If you are unfamiliar with Pyro’s inference tools, we recommend checking out the Pyro SVI tutorial.

# this is for running the notebook in our testing framework
import os
smoke_test = ('CI' in os.environ)
num_iter = 2 if smoke_test else 200
num_particles = 1 if smoke_test else 256

def train(lr=0.01):
    optimizer = pyro.optim.Adam({"lr": 0.1})
    elbo = pyro.infer.Trace_ELBO(num_particles=num_particles, vectorize_particles=True, retain_graph=True)
    svi = pyro.infer.SVI(model.model,, optimizer, elbo)

    iterator = tqdm.tqdm_notebook(range(num_iter))
    for i in iterator:
        loss = svi.step(train_x, train_y)

%time train()

CPU times: user 17.7 s, sys: 460 ms, total: 18.2 s
Wall time: 2.75 s

In this example, we are only performing inference over the GP latent function (and its associated hyperparameters). In later examples, we will see that this basic loop also performs inference over any additional latent variables that we define.

Making predictions

For some problems, we simply want to use Pyro to perform inference over latent variables. However, we can also use the models’ (approximate) predictive posterior distribution. Making predictions with a PyroGP model is exactly the same as for standard GPyTorch models.

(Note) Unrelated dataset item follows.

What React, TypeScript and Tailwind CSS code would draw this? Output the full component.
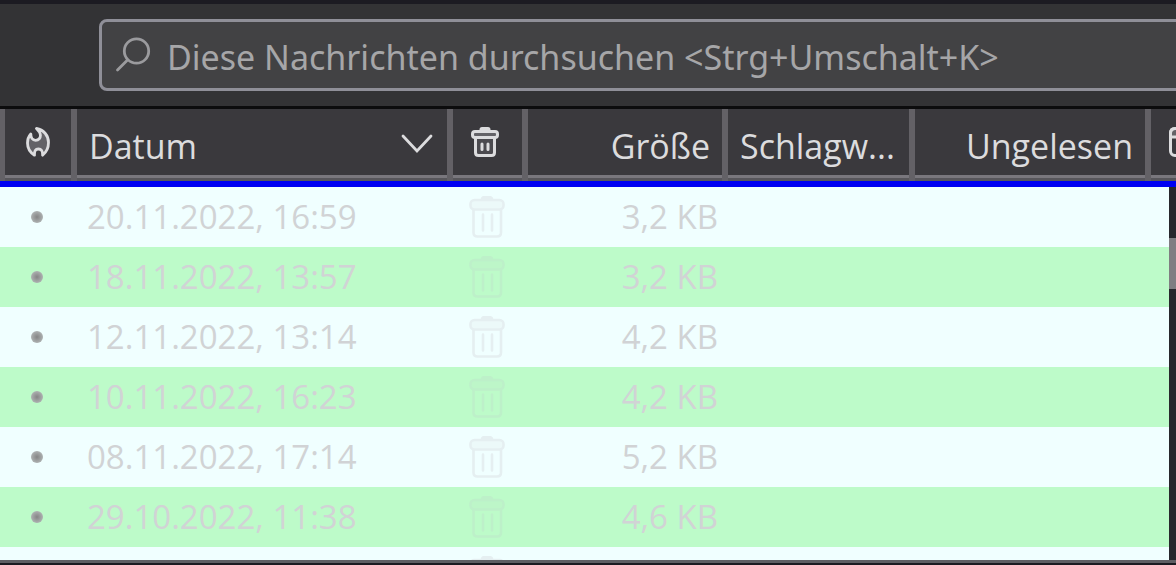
import type { ReactNode } from 'react'
import { clsx } from 'clsx'

type Message = { date: string; size: string }

const MESSAGES: Message[] = [
  { date: '20.11.2022, 16:59', size: '3,2 KB' },
  { date: '18.11.2022, 13:57', size: '3,2 KB' },
  { date: '12.11.2022, 13:14', size: '4,2 KB' },
  { date: '10.11.2022, 16:23', size: '4,2 KB' },
  { date: '08.11.2022, 17:14', size: '5,2 KB' },
  { date: '29.10.2022, 11:38', size: '4,6 KB' },
  { date: '', size: '' },
]

function SearchIcon() {
  return (
    <svg className="w-9 h-9 shrink-0" viewBox="0 0 36 36" fill="none" stroke="currentColor" strokeWidth="2.8" strokeLinecap="round">
      <circle cx="21.5" cy="14" r="12.2" />
      <path d="M12.5 23 2.5 33" />
    </svg>
  )
}

function FlameIcon() {
  return (
    <svg className="w-6 h-[30px]" viewBox="0 0 24 30" fill="#636267" stroke="currentColor" strokeWidth="2.8" strokeLinejoin="round">
      <path d="M10.5 1.5C17.5 2.5 22.5 8.5 22.5 15.5C22.5 21 20.5 25 16.6 28.2C16.8 24 15.3 22 12.4 22C9.5 22 8.2 24 8.5 28.2C4.2 25.5 1.5 21 1.5 16C1.5 12 2.6 9.5 4.8 7C4.8 10.5 6.5 13.3 9.6 13.3C12.8 13.3 14.6 11 14.4 8C14.2 5.2 12.5 3.5 10.5 1.5Z" />
    </svg>
  )
}

function TrashIcon() {
  return (
    <svg className="w-7 h-[30px]" viewBox="0 0 28 30" fill="none" stroke="currentColor" strokeWidth="3" strokeLinejoin="round">
      <path d="M4.5 11V25.5Q4.5 28.5 7.5 28.5H20.5Q23.5 28.5 23.5 25.5V11" fill="#4b4a4f" />
      <rect x="1.5" y="4.5" width="25" height="6" rx="2.5" fill="#636267" />
      <path d="M10 3.5V2.5Q10 1.5 11 1.5H17Q18 1.5 18 2.5V3.5Z" fill="currentColor" />
      <path d="M11 17V22.5M17 17V22.5" strokeLinecap="round" />
    </svg>
  )
}

function RowTrashIcon() {
  return (
    <svg className="w-9 h-[42px]" viewBox="0 0 36 42" fill="none" stroke="currentColor" strokeWidth="2.6" strokeLinejoin="round">
      <path d="M4.5 14V36.5Q4.5 40.5 8.5 40.5H28Q32 40.5 32 36.5V14" />
      <rect x="1.5" y="4" width="33" height="9.5" rx="4" fill="currentColor" fillOpacity="0.4" />
      <path d="M13 3.5Q13 1.2 15.5 1.2H20.5Q23 1.2 23 3.5Z" fill="currentColor" />
      <path d="M14 18.5V34.5M23 18.5V34.5" strokeLinecap="round" />
    </svg>
  )
}

function CalendarIcon() {
  return (
    <svg className="w-[30px] h-[30px] shrink-0" viewBox="0 0 30 30" fill="none" stroke="currentColor" strokeWidth="3">
      <path d="M1.5 10V6Q1.5 1.5 6 1.5H24Q28.5 1.5 28.5 6V10Z" fill="#636267" />
      <rect x="1.5" y="1.5" width="27" height="27" rx="4.5" />
    </svg>
  )
}

type HeaderCellProps = {
  label?: string
  edge?: string
  className?: string
  children?: ReactNode
}

function HeaderCell({ label, edge = 'border-r-6', className, children }: HeaderCellProps) {
  return (
    <th className={clsx('p-0 border-[#636166] font-normal overflow-hidden', edge)}>
      <button
        aria-label={label}
        className={clsx('flex w-full h-[69px] items-center border-b-3 border-[#79777d] bg-[#3a393d] overflow-hidden', className)}
      >
        {children}
      </button>
      <div className="h-[3px] bg-[#57565b]" />
    </th>
  )
}

export default function App() {
  return (
    <div className="flex flex-col h-screen overflow-hidden bg-[#1c1b22] font-['Open_Sans','Noto_Sans',sans-serif] text-[34px] leading-[48px]">
      <div className="mt-1 py-[15px] pl-[99px] bg-[#333335] border-b-3 border-[#0c0c0d]">
        <label className="flex items-center h-[72px] -mr-4 pl-[13px] gap-4 rounded-lg border-3 border-[#8f8f98] bg-[#424244] text-[#9b9b9e]">
          <SearchIcon />
          <input
            type="search"
            aria-label="Nachrichten durchsuchen"
            placeholder="Diese Nachrichten durchsuchen <Strg+Umschalt+K>"
            className="flex-1 min-w-0 h-12 mt-1 bg-transparent outline-none font-['Noto_Sans',sans-serif] placeholder:text-[#a6a6a8]"
          />
        </label>
      </div>

      <div className="relative flex-1 min-h-0 overflow-hidden bg-[#f0ffff]">
        <table className="w-full table-fixed border-separate border-spacing-0">
          <colgroup>
            <col className="w-[77px]" />
            <col />
            <col className="w-[75px]" />
            <col className="w-[200px]" />
            <col className="w-[187px]" />
            <col className="w-[236px]" />
            <col className="w-[25px]" />
          </colgroup>
          <thead className="text-[#dcdcde]">
            <tr>
              <HeaderCell label="Junk-Status" edge="border-l-5 border-r-6" className="justify-center">
                <FlameIcon />
              </HeaderCell>
              <HeaderCell className="justify-between px-3 pt-2">
                Datum
                <svg className="w-9 h-6 -mt-2" viewBox="0 0 36 24" fill="none" stroke="currentColor" strokeWidth="2.8" strokeLinecap="round">
                  <path d="M4 6 18 21 32 6" />
                </svg>
              </HeaderCell>
              <HeaderCell label="Löschen" className="pl-[18px]">
                <TrashIcon />
              </HeaderCell>
              <HeaderCell className="justify-end px-3 pt-2">Größe</HeaderCell>
              <HeaderCell label="Schlagwörter" className="px-3 pt-2">
                Schlagw...
              </HeaderCell>
              <HeaderCell className="justify-end px-3 pt-2">Ungelesen</HeaderCell>
              <HeaderCell label="Spalten auswählen" edge="border-r-0" className="pl-[18px]">
                <CalendarIcon />
              </HeaderCell>
            </tr>
            <tr>
              <td colSpan={7} className="h-[6px] p-0 bg-[#0000f2]" />
            </tr>
          </thead>
          <tbody className="text-[33px] text-[#d1d3d5]">
            {MESSAGES.map((m, i) => (
              <tr key={i} className={clsx('h-[60px]', i % 2 ? 'bg-[#bdfbc9]' : 'bg-[#f0ffff]')}>
                <td className="p-0">
                  <div className="ml-[31px] w-3 h-3 rounded-full bg-radial from-[#858585] to-[#c0c6c6]" />
                </td>
                <td className="p-0 pl-[10px]">{m.date}</td>
                <td className={clsx('p-0 pl-4', i % 2 ? 'text-[#bdf0c9]' : 'text-[#e5eff1]')}>
                  <RowTrashIcon />
                </td>
                <td className="p-0 pr-[10px] text-right">{m.size}</td>
                <td />
                <td />
                <td />
              </tr>
            ))}
          </tbody>
        </table>

        {/* scrollbar, laid over the right edge of the list */}
        <div className="absolute top-[78px] right-0 bottom-0 w-[7px] pt-[51px] bg-[#28282d]">
          <div className="h-[51px] bg-[#807e82]" />
        </div>
      </div>
      <div className="h-[5px] border-t-3 border-[#5f5e64]" />
    </div>
  )
}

fig, ax = plt.subplots(1, 1, figsize=(4, 3))
train_data, = ax.plot(train_x.cpu().numpy(), train_y.cpu().numpy(), 'bo')

with torch.no_grad():
    output = model.likelihood(model(train_x))

mean = output.mean
lower, upper = output.confidence_region()
line, = ax.plot(train_x.cpu().numpy(), mean.detach().cpu().numpy())
ax.fill_between(train_x.cpu().numpy(), lower.detach().cpu().numpy(),
                upper.detach().cpu().numpy(), color=line.get_color(), alpha=0.5)
ax.legend([train_data, line], ['Train data', 'Prediction'])
<matplotlib.legend.Legend at 0x11e3ffeb8>

Next steps

This was a pretty boring example, and it wasn’t really all that different from GPyTorch’s native SVGP implementation! The real power of the Pyro integration comes when we have additional latent variables to infer over. We will see an example of this in the next example, which learns a clustering over multiple time series using multitask GPs and Pyro.